Glenveagh National Park is one of Donegal’s treasures. It can be found in the heart of Donegal and covers over 16,000 hectares making it the largest National Park in Ireland. In this brief article we take a closer look at what makes this national park one of the top attractions in the north west of Ireland.
The Glenveagh National Park can be found about 24km north west of Letterkenny in the heart of the Derryveagh Mountains. With its pristine lakes, mountains, boglands, moorlands, rivers and wilderness, this remote and peaceful national park is hauntingly beautiful and serene.
The park consists of three distinct areas; the peatlands of Lough Barra bog, the quartzite hills and the Glenveagh Estate & Derryveagh Mountains.

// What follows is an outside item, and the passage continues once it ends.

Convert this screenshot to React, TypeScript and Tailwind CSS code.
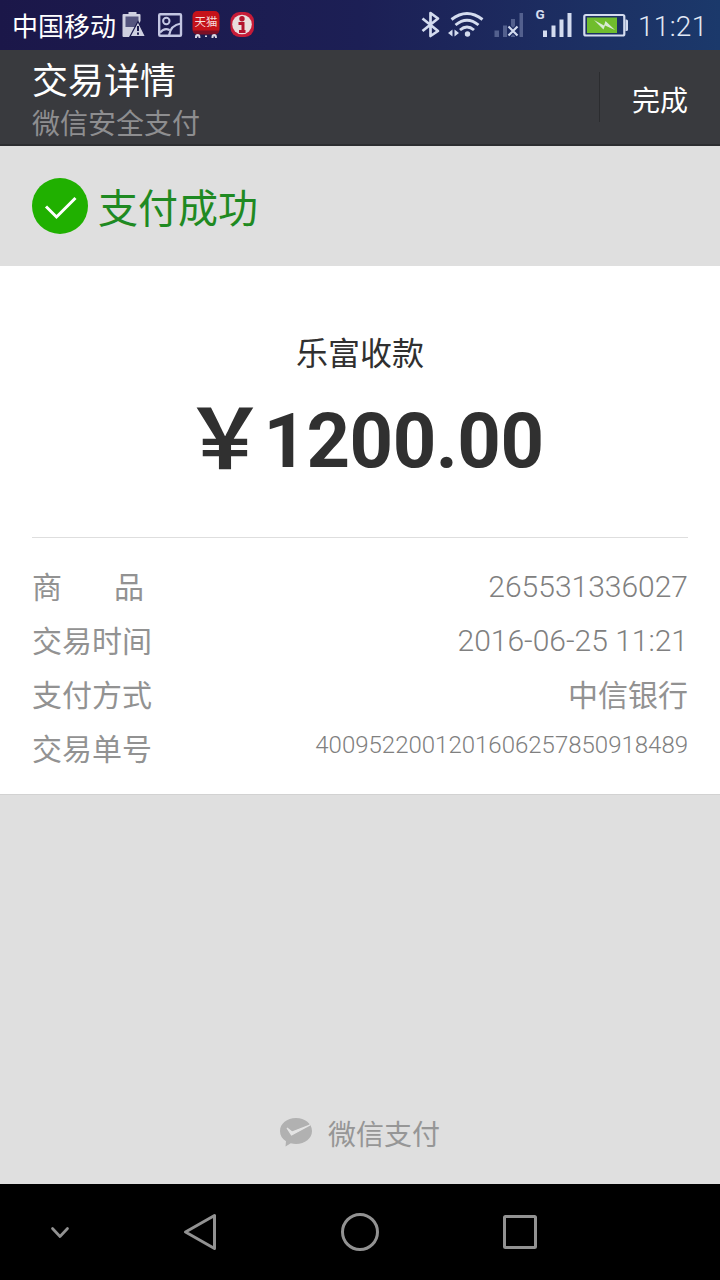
import type { ReactNode } from "react";

const CJK = "font-['Roboto','Noto_Sans_CJK_SC',sans-serif]";

function StatusGlyph({ box, className, children }: { box: string; className: string; children: ReactNode }) {
  return (
    <svg viewBox={box} className={`h-[50px] shrink-0 ${className}`} fill="none">
      {children}
    </svg>
  );
}

function StatusBar() {
  return (
    <header className="flex h-[50px] items-center justify-between bg-linear-to-r from-[#1b1749] via-[#1c1f55] via-50% to-[#1b396b] pr-3 pl-3">
      <div className="flex items-center">
        <span className="w-[104px] pt-1 text-[26px] leading-[46px] whitespace-nowrap text-white">中国移动</span>
        <StatusGlyph box="116 0 36 50" className="w-9">
          <path d="M128.500 12h8v2h3q1 0 1 1v6l-9 16h-8q-1 0-1-1V15q0-1 1-1h5z" fill="#cfd0e0" />
          <path d="M125.500 16.500h13v5l-3 5.500h-10z" fill="#55557f" />
          <path d="M138 21.500 130 36.500h15.500z" fill="#cfd0e0" stroke="#1b1a4c" strokeWidth="1.200" />
          <path d="M138 26v5M138 32.500v2.200" stroke="#1b1a4c" strokeWidth="2" />
        </StatusGlyph>
        <StatusGlyph box="152 0 36 50" className="w-9">
          <g stroke="#c3c6e2" strokeWidth="2.400">
            <rect x="159.200" y="14.200" width="21.800" height="21.600" rx="1" />
            <circle cx="166.300" cy="21" r="3.200" strokeWidth="2" />
            <path d="M160 32.500C163 29 166 28 169.500 30M169 35.500C170 28.500 174 24.500 181 23.500" strokeWidth="2.200" />
          </g>
        </StatusGlyph>
        <StatusGlyph box="188 0 36 50" className="w-9">
          <rect x="192.500" y="11" width="27" height="23" rx="5" fill="#c5121a" />
          <text x="206" y="25.500" textAnchor="middle" fontSize="11.500" fill="#f6dcdc" className={CJK}>天猫</text>
          <path d="M192.500 30.500h27q-1 4-5 4h-17q-4 0-5-4z" fill="#7c1025" />
          <g fill="#d9d8e3">
            <path d="M195 38v-1a2.700 3 0 0 1 5.400 0v1zM211.500 38v-1a2.700 3 0 0 1 5.400 0v1z" />
            <rect x="205" y="35.500" width="2" height="1.500" />
          </g>
          <path d="M197 38v-1.500h1.500V38zM213.500 38v-1.500h1.500V38z" fill="#1c1b50" />
        </StatusGlyph>
        <StatusGlyph box="224 0 36 50" className="w-9">
          <rect x="230.500" y="12" width="23.500" height="25" rx="9" fill="#c61b38" />
          <circle cx="242" cy="24.500" r="9.800" fill="#e9dede" />
          <circle cx="242" cy="18.800" r="2.700" fill="#b3122d" />
          <path d="M238.500 23.500h4.500v8M239 31.500h6.500" stroke="#b3122d" strokeWidth="3" />
        </StatusGlyph>
      </div>
      <div className="flex items-center">
        <StatusGlyph box="418 0 26 50" className="w-[26px]">
          <path d="m422.500 18.500 15.500 12.500-7.500 5V13l7.500 5.500-15.500 12.500" stroke="#d4dcef" strokeWidth="2.700" strokeLinejoin="round" />
        </StatusGlyph>
        <StatusGlyph box="444 0 44 50" className="w-11">
          <g stroke="#d4dcef" strokeWidth="2.900">
            <path d="M451.500 19.500Q467 7.500 482.500 19.500" />
            <path d="M455.500 25Q467 15.500 478.500 25" />
            <path d="M460 30Q467 24 474 30" />
          </g>
          <circle cx="467.500" cy="34" r="2.700" fill="#d4dcef" />
          <path d="M452.500 29.500v7l-4.500-3.500zM454.500 29.500v7l4.500-3.500z" fill="#d4dcef" />
        </StatusGlyph>
        <StatusGlyph box="488 0 42 50" className="w-[42px]">
          <path d="M494.500 30.500h4.500V37h-4.500zM503 25.500h4V37h-4zM511 19h4v18h-4zM519.500 13h3.500v24h-3.500z" fill="#53608e" />
          <path d="m508.500 26.500 9 9m0-9-9 9" stroke="#1b2a60" strokeWidth="4.500" />
          <path d="m508.500 26.500 9 9m0-9-9 9" stroke="#d4dcef" strokeWidth="2.200" />
        </StatusGlyph>
        <StatusGlyph box="530 0 48 50" className="w-12">
          <text x="535.500" y="18.500" fontSize="13.500" fontWeight="700" fill="#d4dcef" className={CJK}>G</text>
          <path d="M543 30.500h4V37h-4zM551.500 25.500h4V37h-4zM559.500 19.500h4V37h-4zM567.500 13h4v24h-4z" fill="#d4dcef" />
        </StatusGlyph>
        <StatusGlyph box="578 0 60 50" className="w-[60px]">
          <rect x="584.300" y="15" width="40" height="20.500" rx="1.500" stroke="#d4dcef" strokeWidth="2.200" />
          <path d="M625.500 19.500h1q1.500 0 1.500 1.500v8.500q0 1.500-1.500 1.500h-1z" fill="#d4dcef" />
          <rect x="587" y="17.500" width="30" height="15.500" fill="#70bd2d" />
          <path d="m594 20 10 5.500 1.500-4.500 9.500 9-10-4.500-1.500 4z" fill="#d9ead5" />
        </StatusGlyph>
        <time className="w-[70px] pt-1 text-[28px] leading-[48px] font-light tracking-[0.3px] whitespace-nowrap text-[#e2e8f5]">11:21</time>
      </div>
    </header>
  );
}

function TitleBar() {
  return (
    <div className="flex h-24 items-center justify-between border-b-2 border-[#2c2d30] bg-[#393a3e] pl-8">
      <div className="flex flex-col pt-[9px] whitespace-nowrap">
        <h1 className="text-[36px] leading-[46px] text-white">交易详情</h1>
        <p className="text-[28px] leading-[40px] text-[#8e8e90]">微信安全支付</p>
      </div>
      <div className="flex h-[50px] items-center border-l border-[#2b2c2f] pr-8 pl-8">
        <button className="pt-2.5 text-[28px] leading-[40px] text-white">完成</button>
      </div>
    </div>
  );
}

const rows = [
  { label: "交易时间", value: "2016-06-25 11:21" },
  { label: "支付方式", value: "中信银行" },
];

export default function App() {
  return (
    <div className={`flex h-[1280px] w-[720px] flex-col overflow-hidden bg-[#dfdfdf] ${CJK}`}>
      <StatusBar />
      <TitleBar />
      <section className="flex h-[120px] items-center gap-2.5 pl-8 text-[#1f8a22]">
        <svg viewBox="0 0 56 56" className="size-14" fill="none">
          <circle cx="28" cy="28" r="28" fill="#20b000" />
          <path d="m14 28.500 10.500 10.500L43.500 20" stroke="#fff" strokeWidth="3" />
        </svg>
        <h2 className="pt-2 text-[40px] leading-[56px]">支付成功</h2>
      </section>
      <main className="h-[529px] border-b border-[#d2d2d2] bg-white px-8">
        <div className="flex h-[271px] flex-col items-center pt-16 text-[#303030]">
          <p className="text-[32px] leading-[48px]">乐富收款</p>
          <p className="flex pt-[13px] pl-1 text-[76px] leading-[100px] font-bold whitespace-nowrap">
            <span className="flex w-[83px] justify-center pl-[6px] text-[83px]">￥</span>
            <span className="tracking-[-0.5px]">1200.00</span>
          </p>
        </div>
        <dl className="border-t border-[#dedede] pt-[22px] text-[30px] leading-[54px] text-[#929292]">
          <div className="flex h-[54px] justify-between">
            <dt className="flex w-[112px] justify-between leading-[56px]">
              <span>商</span>
              <span>品</span>
            </dt>
            <dd className="font-light text-[#808080]">265531336027</dd>
          </div>
          {rows.map((row) => (
            <div key={row.label} className="flex h-[54px] justify-between">
              <dt className="leading-[56px]">{row.label}</dt>
              {/^\d/.test(row.value) ? (
                <dd className="font-light text-[#808080]">{row.value}</dd>
              ) : (
                <dd className="leading-[56px]">{row.value}</dd>
              )}
            </div>
          ))}
          <div className="flex h-[54px] justify-between">
            <dt className="leading-[56px]">交易单号</dt>
            <dd className="text-[24px] leading-[46px] font-light text-[#808080]">4009522001201606257850918489</dd>
          </div>
        </dl>
      </main>
      <footer className="flex flex-1 items-end justify-center gap-4 pb-7 text-[#969696]">
        <svg viewBox="0 0 32 30" className="mb-2 h-[30px] w-8">
          <path d="M16 0C7 0 0 5.600 0 13c0 4.500 2.300 7.800 6 10.300L5.500 28.500l5.300-3.200c1.700.5 3.400.7 5.200.7 9 0 16-5.600 16-13S25 0 16 0z" fill="#b1b1b1" />
          <path d="M7 10 11.500 17 30 7 12 14z" fill="#e4e4e4" stroke="#e4e4e4" strokeWidth="1.200" />
        </svg>
        <span className="text-[28px] leading-[40px]">微信支付</span>
      </footer>
      <nav className="flex h-24 items-center bg-black pl-10">
        <svg viewBox="40 1184 520 96" className="h-24 w-[520px]" fill="none" stroke="#929292" strokeWidth="3" strokeLinejoin="round" strokeLinecap="round">
          <path d="m52.500 1228.500 7.500 8 7.500-8" strokeWidth="2.700" />
          <path d="M214.500 1215.500v33L185.500 1232z" />
          <circle cx="360" cy="1232" r="17.500" />
          <rect x="504.500" y="1216.500" width="31" height="31" rx="1" />
        </svg>
      </nav>
    </div>
  );
}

Glenveagh Park was first established as an Estate back in 1861 when John Adair built a castle here and wanted to create an estate as beautiful as Balmoral (the Scottish retreat of Queen Victoria). To do this, he cleared tenants from the lands so as not to obstruct his plans to create a vast recreational and hunting ground. The castle and park fell into private ownership down through the years and was eventually handed over to the State by Mr. Henry McIlhenry. In 1984 the park opened to the public for the first time while the castle opened in 1986.
A good place to start your tour of Glenveagh National Park is the Visitor Centre. It’s located at the edge of the park, on the northern end of Lough Veagh. It provides an excellent introduction to the park as well as a detailed history and lots more info on the walking trails, the flora, fauna, events etc.
The Scottish baronial style Glenveagh Castle was built between 1867-73. The castle has a breathtaking location in a beautiful remote setting surrounded by mountains, lakes, woods and glens. Access to the castle is by private guided tour only, which lasts 30 minutes. The tour is well worth it to see the beautiful preserved interiors boasting original antiques and furnishings from times gone by.
Glenveagh National Park is also famous for being home to one of the largest herd of red deer in Ireland, who graze on the upper mountains during the summer months and come down to the lowlands during the winter. The park also has a number of Golden Eagles, which became wiped out in Ireland over 100 years ago mainly due to over hunting. Other animals to see in the park include the hare, stoat, badger, foxes and a wide range of birds.
Visitors to Glenveagh National Park can enjoy a number of walks either self guided or with a tour guide. The most popular trails are the ‘View Point’ trail (2km) and the Tree Trail which takes the visitor from the visitor centre to the castle.
With so much to see and do here, visitors should allow an entire day here and even at that, you will only get a glimpse at what this park has to offer.